Se informó que muchos quemeros habían prosperado, portaban  ropa usada por otros pero limpia y al menos, tenían un rancho de ladrillo en Tablada. También se asombró de la profusión de italianos, judíos y gitanos, que se distribuían la basura por circuitos bien definidos, atajando o desviando el carro para que la basura cayese en su sector. Los chicos pululaban en la barranca, a la pesca de trozos de vidrios o de lata que, derrumbados de la gran pila de basura, caían sobre la calle de abajo.

Sobre todo lo asombró el tamaño de esa pila.
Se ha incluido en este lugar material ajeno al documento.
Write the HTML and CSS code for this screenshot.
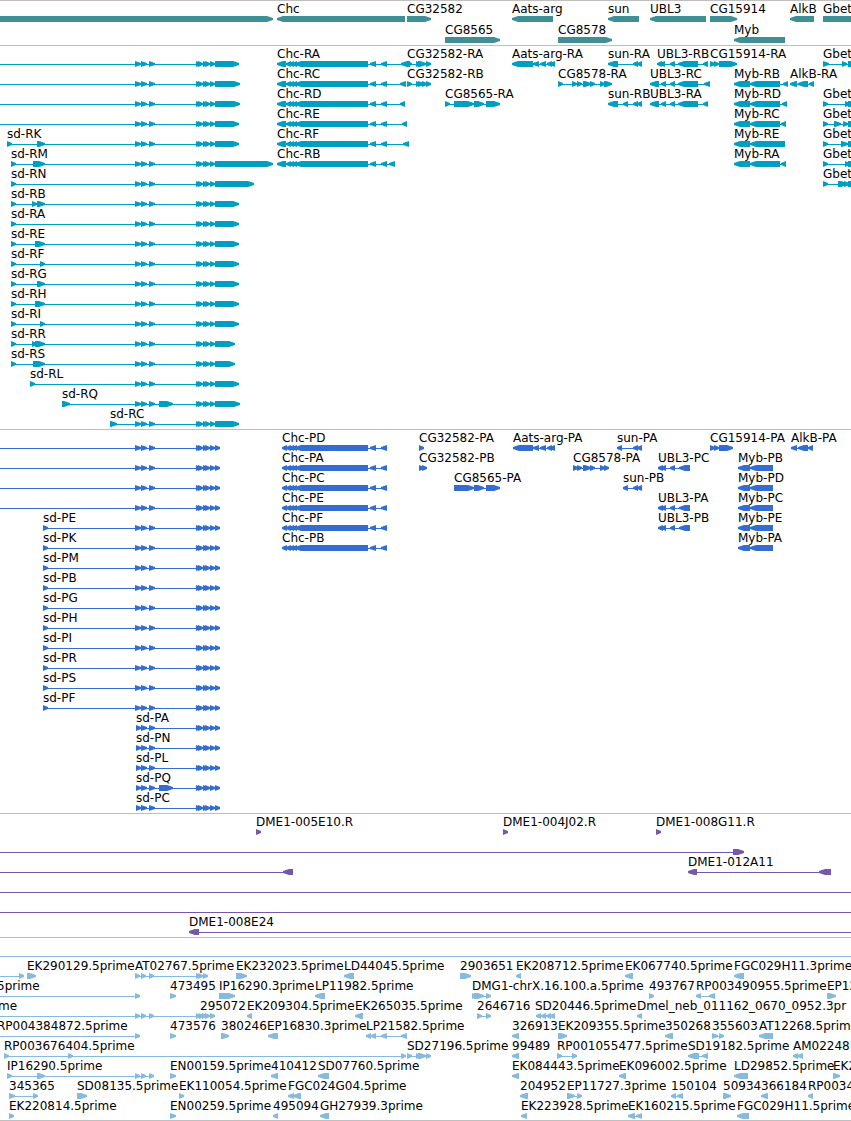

Medía casi diez metros desde la base a la inestable cúspide y estaba formada con  basura inservible. Un gran fuego alimentaba varias cuevas excavadas en la pila y la iban reduciendo. Se dio cuenta que el negocio de la basura ya no era cosa de hambrientos, sino de gente que trabajaba de eso. Estaba de más.

Tomó dos mates y se fue lentamente, con unos huesos con algo de carne que le regalaron, sobras de la comida de los mismos quemeros.

Roque no cayó en cuenta que Rosario había crecido y que los dos años de ausencia lo pusieron frente a una ciudad muy diferente, porque cambiaba todos los días. En dos años había cincuenta mil personas más consumiendo y desechando.

Murió una mañana de enero, intoxicado de alcohol y comida descompuesta, tirado en avenida Wheelwright contra el paredón del Ferrocarril Central Argentino. Un carro cerrado de la asistencia pública –de un burocrático color crema- lo levantó y lo tiraron en una fosa común, en el cementerio.

Tenía 19 años.

Nunca lo supo, pero los descendientes de Paulina hoy todavía viven en ese lugar, denominado popularmente Villa de La Siberia, que los funcionarios llaman pudorosamente” Asentamiento Marginal Ciudad Universitaria”.

Los tataranietos de Paulina ya no viven de la basura.